Pureté : l’exigence de pureté dans les fiançailles est un don par lequel on prépare une offrande totale de soi-même. Il est normal que cela se présente comme un combat sévère. La première condition est de lutter ensemble, la victoire ne sera efficace que si elle est commune, dans une confiance mutuelle qui ne fera que grandir jusqu’au sacrement. Ce qu’il faut c’est « l’esprit », sans se préoccuper de la frontière entre le « permis » et le « défendu ». Un esprit de sacrifice par lequel grandit l’amour parce que cet effort représente la volonté de protéger, de respecter l’autre, en combattant son propre égoïsme. La jeune fille saura se priver de la tendresse dont elle a soif en ne pensant plus à elle mais à son fiancé. Elle fera tous les sacrifices pour l’aider à grandir lui-même en pureté. Pour le jeune homme, ce qui est déterminant est de vouloir mériter son titre de chef, et donc d’agir comme tel. Manquer à la pureté, c’est trahir son rôle de chef et ne pas protéger ceux dont on a la charge.

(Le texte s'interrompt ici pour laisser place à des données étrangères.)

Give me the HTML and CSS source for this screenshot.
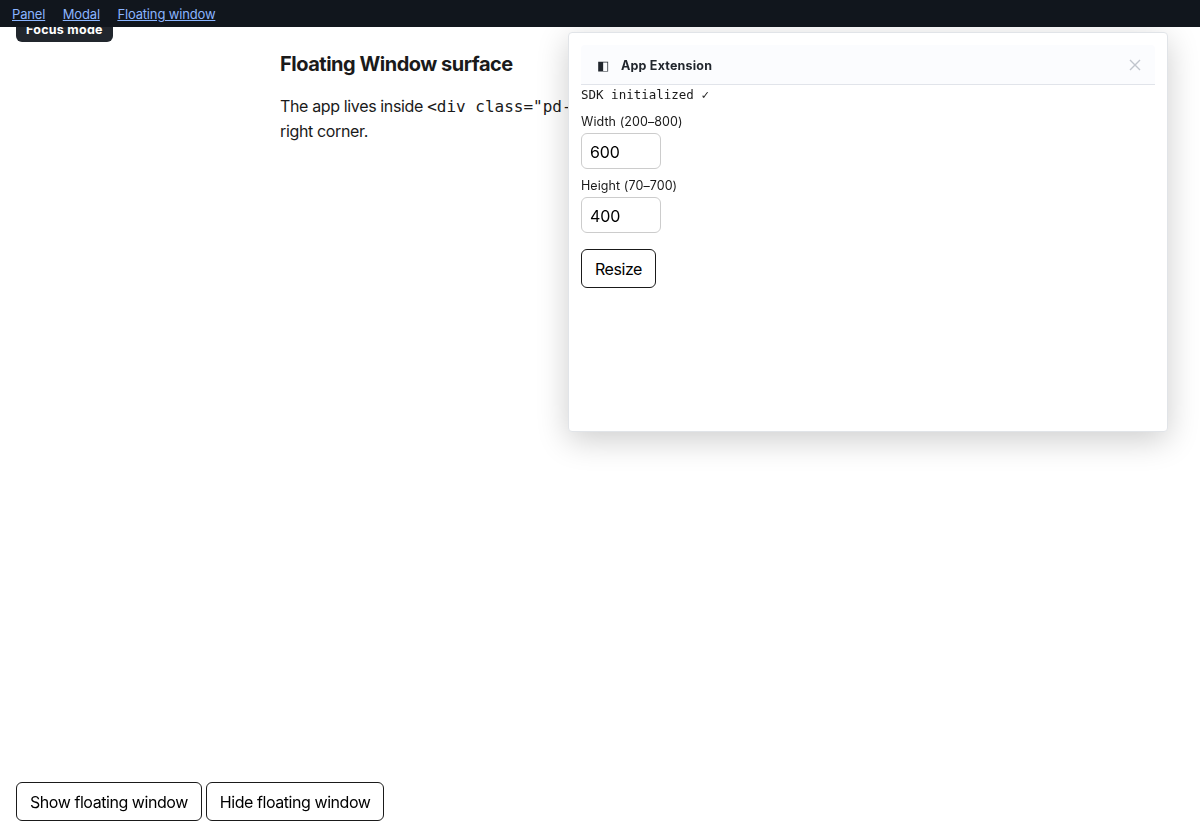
FILE: index.html
```
<!doctype html>
<html lang="en">
  <head>
    <meta charset="utf-8" />
    <title>Floating window</title>
    <link rel="stylesheet" href="styles.css">
  </head>
  <body>
    <nav class="surfaces">
      <a href="#panel">Panel</a>
      <a href="#modal">Modal</a>
      <a href="#floating">Floating window</a>
    </nav>
    <div class="focus-mode">Focus mode</div>

    <main>
      <h1>Floating Window surface</h1>
      <p>
        The app lives inside <code>&lt;div class="pd-</code><br />
        right corner.
      </p>
    </main>

    <div class="pd-floating">
      <header class="pd-header">
        <span class="pd-icon">◧</span>
        <span class="pd-title">App Extension</span>
        <button class="pd-close" aria-label="Close">
          <svg width="12" height="12" viewBox="0 0 12 12">
            <path d="M1 1l10 10M11 1L1 11" />
          </svg>
        </button>
      </header>
      <div class="status">SDK initialized ✓</div>
      <label class="field">
        Width (200–800)
        <input type="text" value="600" />
      </label>
      <label class="field">
        Height (70–700)
        <input type="text" value="400" />
      </label>
      <button class="btn resize">Resize</button>
    </div>

    <div class="controls">
      <button class="btn">Show floating window</button>
      <button class="btn">Hide floating window</button>
    </div>
  </body>
</html>
```
FILE: styles.css
```
* {
  box-sizing: border-box;
}
body {
  margin: 0;
  height: 837px;
  overflow: hidden;
  font-family: Inter, sans-serif;
  font-size: 16px;
  line-height: 25px;
  color: #1a1a1a;
  background: #fff;
}
.surfaces {
  position: fixed;
  top: 0;
  left: 0;
  right: 0;
  z-index: 20;
  display: flex;
  gap: 17.5px;
  height: 27px;
  padding: 4px 12px;
  background: #11161d;
  font-size: 13px;
  line-height: 20px;
  letter-spacing: -0.16px;
}
.surfaces a {
  color: #8ab4ff;
}
.focus-mode {
  position: fixed;
  top: 16px;
  left: 16px;
  padding: 5px 10px 3px;
  border-radius: 6px;
  background: #21262d;
  color: #fff;
  font-size: 12.5px;
  font-weight: 700;
  line-height: 18px;
  letter-spacing: 0.26px;
}
main {
  max-width: 640px;
  margin: 0 auto;
  padding-top: 48px;
}
h1 {
  margin: 0 0 14px;
  font-size: 20px;
  font-weight: 700;
  line-height: 32px;
  letter-spacing: -0.48px;
}
p {
  margin: 0;
  letter-spacing: -0.36px;
}
code {
  font-family: "DejaVu Sans Mono", monospace;
  font-size: 16px;
  letter-spacing: 0;
}
.pd-floating {
  position: fixed;
  top: 32px;
  right: 32px;
  z-index: 10;
  width: 600px;
  height: 400px;
  padding: 12px;
  border: 1px solid #e1e4e8;
  border-radius: 4px;
  background: #fff;
  box-shadow: 0 8px 32px rgba(0, 0, 0, 0.2);
}
.pd-header {
  display: flex;
  align-items: center;
  height: 40px;
  padding: 0 14px 0 16px;
  border-bottom: 1px solid #e1e4ea;
  border-radius: 4px 4px 0 0;
  background: #fbfcfe;
  color: #21262d;
  font-size: 13px;
}
.pd-icon {
  width: 12px;
  margin-right: 12px;
  padding-top: 1px;
  font-size: 13px;
}
.pd-title {
  padding-top: 2px;
  overflow: hidden;
  font-size: 12.5px;
  font-weight: 650;
  line-height: 12px;
  letter-spacing: 0.2px;
}
.pd-close {
  display: flex;
  margin-left: auto;
  padding: 0;
  border: none;
  background: none;
}
.pd-close svg {
  fill: none;
  stroke: #c0c5cd;
  stroke-width: 1.4;
}
.status {
  font-family: "DejaVu Sans Mono", monospace;
  font-size: 12.5px;
  line-height: 19px;
}
.field {
  display: block;
  margin-top: 8px;
  font-size: 12.5px;
  line-height: 20px;
  letter-spacing: 0.08px;
}
.field + .field {
  margin-top: 7px;
}
.field input {
  display: block;
  width: 80px;
  height: 36px;
  margin-top: 1px;
  padding: 1px 8px 0;
  border: 1px solid #ccc;
  border-radius: 6px;
  background: #fff;
  color: #000;
  font: 16px Inter, sans-serif;
  letter-spacing: -0.1px;
}
.btn {
  height: 39px;
  padding: 0 13px;
  border: 1px solid #1a1a1a;
  border-radius: 6px;
  background: #fff;
  color: #000;
  font: 16px Inter, sans-serif;
  letter-spacing: -0.44px;
}
.resize {
  margin-top: 16px;
}
.controls {
  position: fixed;
  bottom: 16px;
  left: 16px;
  display: flex;
  gap: 4px;
}
```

Charité : pour être authentiquement chrétiennes, les fiançailles doivent aboutir simultanément à l’amour de Dieu et à l’amour du prochain. Ces efforts concrets sont à réaliser chacun dans sa famille, dans son métier, dans son entourage : délicatesses, services rendus, union des membres de la famille, responsabilité sociale ou paroissiale… Plus tard, jusque dans la vie commune, c’est dans ce sens qu’il faudra développer cette volonté d’aider les autres ensemble pour l’amour de Dieu. On observe souvent deux attitudes chez les fiancés, soit « ils ne sont pas à prendre avec des pincettes », désagréables à la maison, et tout tournés vers leur petit bonheur, soit ils sont rayonnants, détendus, et faisant effort sur eux-mêmes pour se montrer aimables et disponibles, parce qu’ils se préparent à leur vie future où il faudra lutter contre soi-même et se mettre au service des autres.

L’obsession du matériel

Dans toute vie, le temporel se mêle au spirituel, jusqu’à parfois même prendre le dessus dans nos pauvres esprits ! Dans la majorité des cas, ces occupations matérielles font barrière entre les fiancés : ils les dispersent, les opposent, les découragent ou les déçoivent. Et pourtant, ils sont un moyen de croître ensemble. La vie de leur foyer en sera imprégnée, tissée. Souvent, à la fin de leur retraite spirituelle de préparation au mariage, les fiancés s’écrient : « Merveilleuse retraite ! Avec tous nos soucis d’installation et de listes de mariage, nous n’avons pu penser à rien d’autre ! Enfin un peu de tranquillité pour « spiritualiser » notre préparation au mariage ! » Justement, Il ne s’agit pas de s’évader du réel, mais de le maîtriser. Dans la vie conjugale, il faudra maintenir ensemble un équilibre entre le matériel et le spirituel pour ne pas se perdre dans les tâches domestiques ou familiales. Et savoir y trouver une valeur spirituelle pour progresser encore et mieux, dans un esprit de générosité et d’abandon sans se laisser dominer.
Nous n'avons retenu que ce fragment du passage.